**Task directions**
In the material below, count the lines with the word "React" and state that number only.

=-=-=

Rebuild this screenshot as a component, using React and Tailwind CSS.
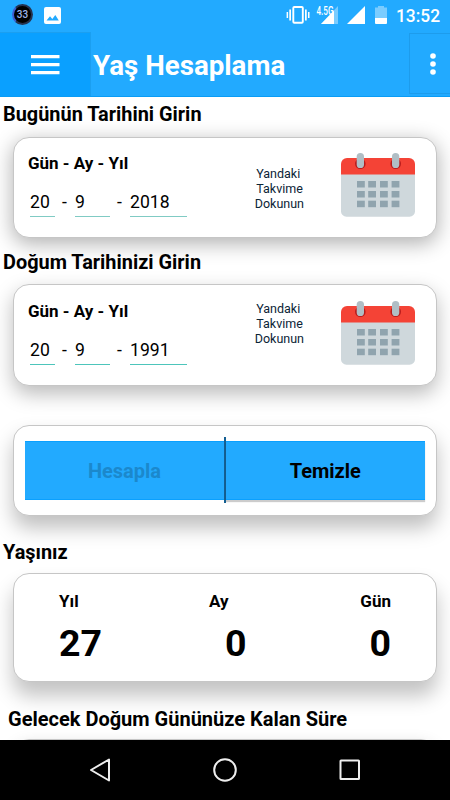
import React from 'react'

const CalendarIcon = () => (
  <svg width="74" height="65" viewBox="0 0 74 65" className="block">
    <path d="M0 21h74v37a5.500 5.500 0 0 1-5.500 5.700h-63A5.500 5.500 0 0 1 0 58z" fill="#cfd8dc" />
    <path d="M0 21.500V11a6 6 0 0 1 6-6h62a6 6 0 0 1 6 6v10.500z" fill="#f44336" />
    <circle cx="19.300" cy="10.800" r="5.300" fill="#b71c1c" />
    <circle cx="54.700" cy="10.800" r="5.300" fill="#b71c1c" />
    <rect x="15.700" y="0" width="7.300" height="15" rx="3.600" fill="#b0bec5" />
    <rect x="51" y="0" width="7.300" height="15" rx="3.600" fill="#b0bec5" />
    {[28, 38, 47.700].map((y) =>
      [16, 27.200, 39, 50.600].map((x) => (
        <rect key={`${x}-${y}`} x={x} y={y} width="7.800" height="6.500" fill="#90a4ae" />
      ))
    )}
  </svg>
)

const StatusBar = () => (
  <div className="flex h-8 items-center">
    <div className="ml-3 -mt-1 flex size-[21px] items-center justify-center rounded-full border-2 border-[#26324e] border-l-[#3d5fd0] bg-black text-[10px] font-medium text-[#9db4e8]">
      33
    </div>
    <svg width="17" height="17" viewBox="0 0 17 17" className="ml-[11px] -mt-0.5">
      <rect width="17" height="17" rx="2" fill="#fff" />
      <path d="M2.500 13.500l3.500-4.300 2.300 2.700 3-4 3.500 5.600z" fill="#22aaff" />
    </svg>
    <svg width="164" height="32" viewBox="0 0 164 32" className="ml-auto shrink-0" fill="#fff">
      <rect x="7.300" y="7" width="9.500" height="15.800" rx="1" fill="none" stroke="#fff" strokeWidth="1.900" />
      <path d="M.6 12h1.500v6H.6zM3.300 9.500h1.700v11H3.300zM19 9.500h1.700v11H19zM22 12h1.500v6H22z" />
      <path d="M52 6v18H35z" opacity=".4" />
      <path d="M48 10.500V24H35z" />
      <text x="30.500" y="14.500" fontSize="12.500" fontWeight="500" textLength="17" lengthAdjust="spacingAndGlyphs">4.5G</text>
      <path d="M79 6v18H61z" />
      <path d="M89 7.500h3V6h6v1.500h3V18H89z" opacity=".4" />
      <path d="M89 18h12v5q0 1-1 1H90q-1 0-1-1z" />
      <text x="110" y="22" fontSize="18" fontWeight="500" textLength="44" lengthAdjust="spacingAndGlyphs">13:52</text>
    </svg>
  </div>
)

const AppBar = () => (
  <div className="flex h-[65px] border-b border-[#0a9cf5]">
    <button className="flex w-[91px] items-center justify-center border-r border-t border-[#1b9ff0] bg-[#0aa0ff]">
      <svg width="29" height="20" viewBox="0 0 29 20" fill="#fff">
        <path d="M0 0h28.500v3.200H0zM0 8h28.500v3.200H0zM0 16h28.500v3.200H0z" />
      </svg>
    </button>
    <h1 className="ml-0.5 flex-1 text-[27.700px] font-bold leading-[68px] text-white">Yaş Hesaplama</h1>
    <button className="mb-0.5 mt-px flex w-[41px] items-center justify-center border-y border-l border-[#1d9cec]">
      <svg width="6" height="22" viewBox="0 0 6 22" fill="#fff" className="ml-[5px]">
        <circle cx="3" cy="3" r="2.800" />
        <circle cx="3" cy="11" r="2.800" />
        <circle cx="3" cy="19" r="2.800" />
      </svg>
    </button>
  </div>
)

const Card = ({ className, children }) => (
  <div className={`mx-[13px] rounded-[16px] border border-[#c6c6c6] bg-white ${className}`}>{children}</div>
)

const DateCard = ({ day, month, year, className, hintClass, lineClass }) => (
  <Card className={`flex justify-between pl-[14px] pr-[21px] ${className}`}>
    <div>
      <p className="mt-[15px] text-[17px] font-bold leading-5">Gün - Ay - Yıl</p>
      <div className="mt-4 flex pl-0.5 text-[17.600px] leading-[26px]">
        <span className={`h-7 w-[25px] border-b ${lineClass}`}>{day}</span>
        <span className="w-5 pl-[7px]">-</span>
        <span className={`h-7 w-[35px] border-b ${lineClass}`}>{month}</span>
        <span className="w-5 pl-[7px]">-</span>
        <span className={`h-7 w-[57px] border-b ${lineClass}`}>{year}</span>
      </div>
    </div>
    <div className="flex">
      <p className={`mr-[37px] text-[12.500px] leading-[15px] text-[#0c2436] ${hintClass}`}>
        <span className="block pl-[1.500px]">Yandaki</span>
        <span className="block pl-[1.500px]">Takvime</span>
        Dokunun
      </p>
      <div className="mt-[15px]">
        <CalendarIcon />
      </div>
    </div>
  </Card>
)

const NavBar = () => (
  <div className="flex h-[60px] items-center justify-center bg-black">
    <svg width="272" height="26" viewBox="0 0 272 26" fill="none" stroke="#eee" strokeWidth="2">
      <path d="M20 2.500v21L2 13z" strokeLinejoin="round" />
      <circle cx="136" cy="13" r="10.800" />
      <rect x="251.500" y="3.500" width="18.500" height="18.500" rx=".5" />
    </svg>
  </div>
)

const App = () => {
  return (
    <div className="flex h-[800px] w-[450px] flex-col overflow-hidden bg-white font-['Roboto',sans-serif] text-black">
      <header className="bg-[#22aaff]">
        <StatusBar />
        <AppBar />
      </header>

      <main className="h-[643px] overflow-hidden">
        <h2 className="relative h-10 pl-[3px] text-[19.900px] font-bold leading-[35px]">Bugünün Tarihini Girin</h2>
        <DateCard
          day="20"
          month="9"
          year="2018"
          className="h-[101px] shadow-[0_5px_20px_1px_rgba(0,0,0,0.3)]"
          hintClass="mt-[28px]"
          lineClass="border-[#80cbc4]"
        />
        <h2 className="relative h-[46px] pl-[3px] text-[19.900px] font-bold leading-[49px]">Doğum Tarihinizi Girin</h2>
        <DateCard
          day="20"
          month="9"
          year="1991"
          className="h-[102px] pt-px shadow-[0_8px_20px_0px_rgba(0,0,0,0.27)]"
          hintClass="mt-[15px]"
          lineClass="border-[#4dc5bb]"
        />

        <Card className="mt-[39px] flex h-[91px] px-[11px] py-[15px] shadow-[0_12px_20px_0px_rgba(0,0,0,0.25)]">
          <button className="h-[59px] w-[199px] border-y border-[#0aa0ff] bg-[#22aaff] pt-px text-[20px] font-bold text-[#1b88cc]">
            Hesapla
          </button>
          <div className="-mb-[3px] -mt-1 w-[1.500px] bg-[#145f92]" />
          <button className="h-[59px] flex-1 border-y border-[#0aa0ff] bg-[#22aaff] pt-px text-[20px] font-bold shadow-[0_2px_1px_rgba(0,0,0,0.2)]">
            Temizle
          </button>
        </Card>

        <h2 className="relative h-[57px] pl-[3px] pt-[25px] text-[19.900px] font-bold leading-6">Yaşınız</h2>
        <Card className="flex h-[109px] justify-between pl-[45px] pr-[45px] pt-[17px] shadow-[0_14px_20px_0px_rgba(0,0,0,0.24)]">
          <div className="w-[150px]">
            <p className="text-[17px] font-bold leading-5">Yıl</p>
            <p className="mt-2 text-[37.500px] font-bold leading-[48px]">27</p>
          </div>
          <div className="flex-1">
            <p className="text-[17px] font-bold leading-5">Ay</p>
            <p className="mt-2 pl-4 text-[37.500px] font-bold leading-[48px]">0</p>
          </div>
          <div className="text-right">
            <p className="text-[17px] font-bold leading-5">Gün</p>
            <p className="mt-2 text-[37.500px] font-bold leading-[48px]">0</p>
          </div>
        </Card>
        <h2 className="relative h-[57px] pl-2 pt-[25px] text-[20px] font-bold leading-6">
          Gelecek Doğum Gününüze Kalan Süre
        </h2>
        <Card className="h-20 shadow-[0_5px_16px_rgba(0,0,0,0.15)]" />
      </main>

      <NavBar />
    </div>
  )
}

export default App
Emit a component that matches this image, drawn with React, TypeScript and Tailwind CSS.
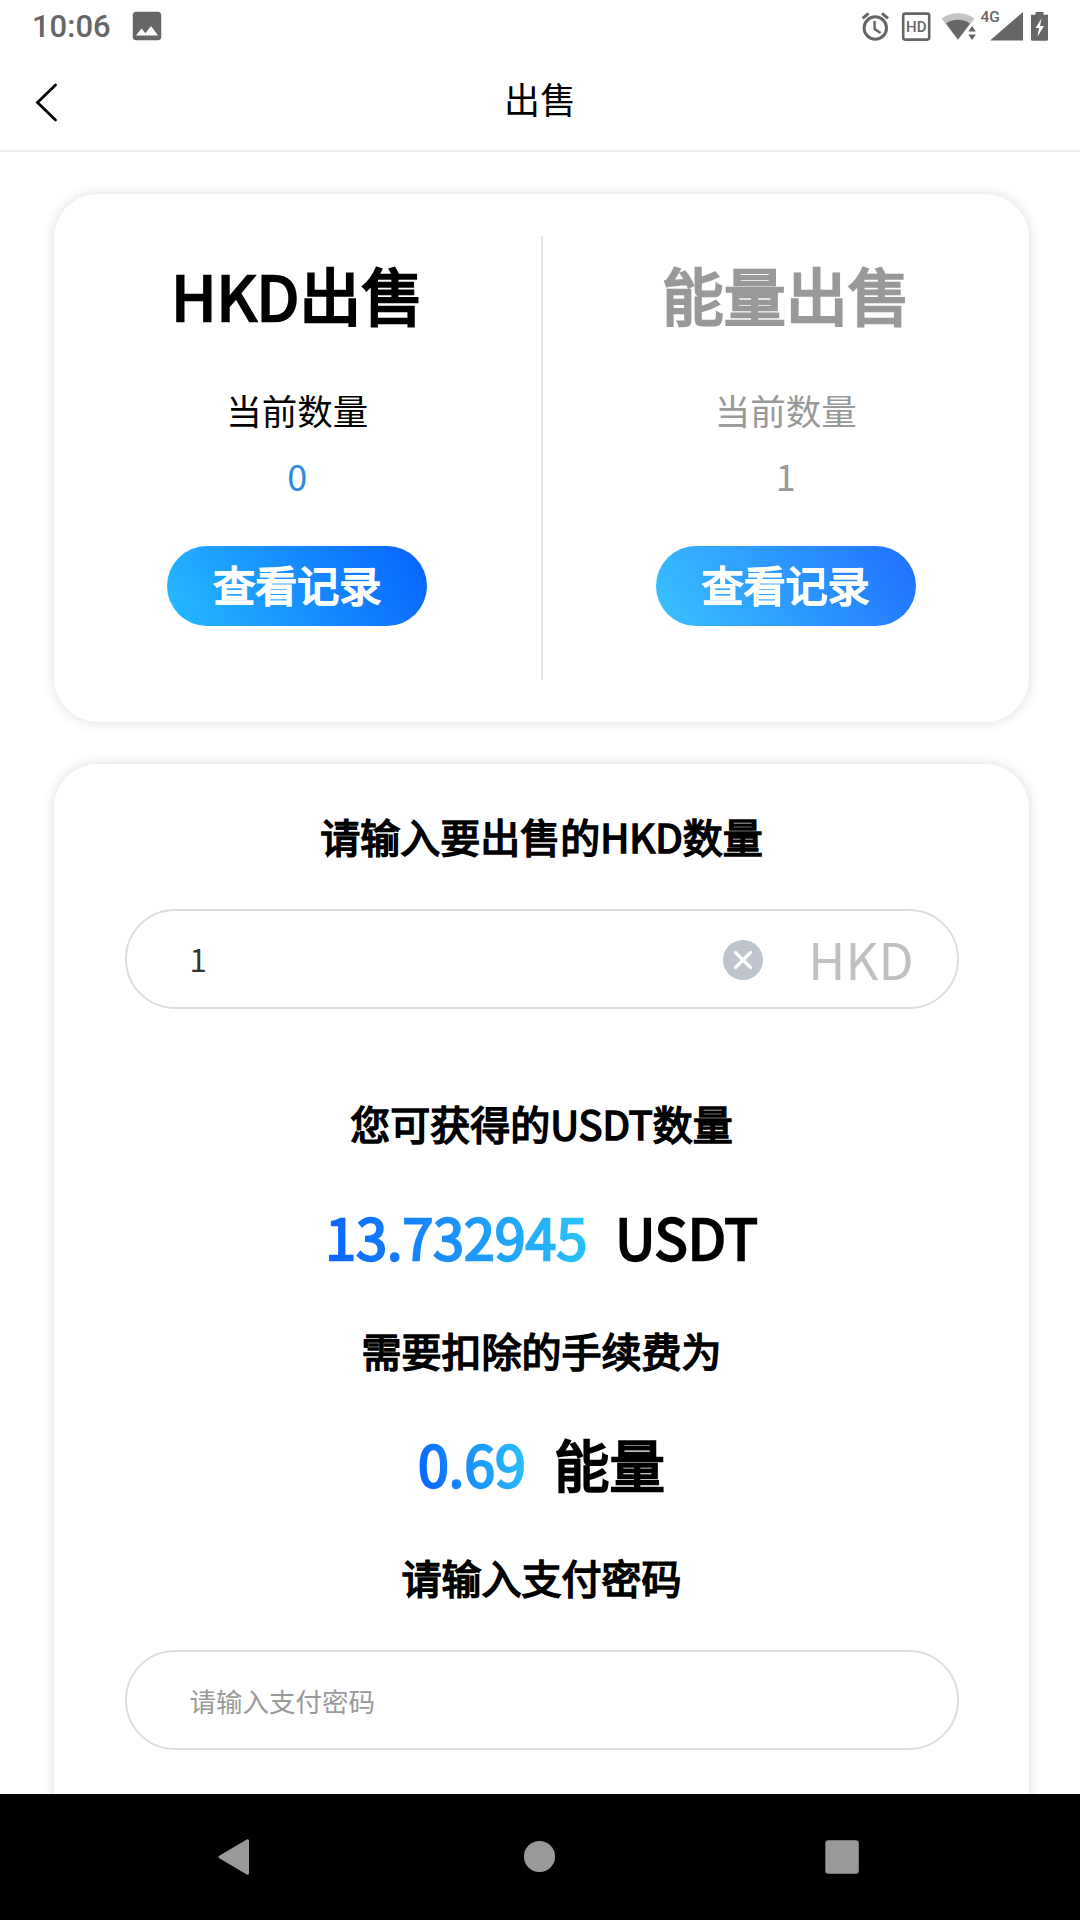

=-=-=

**Task response**
3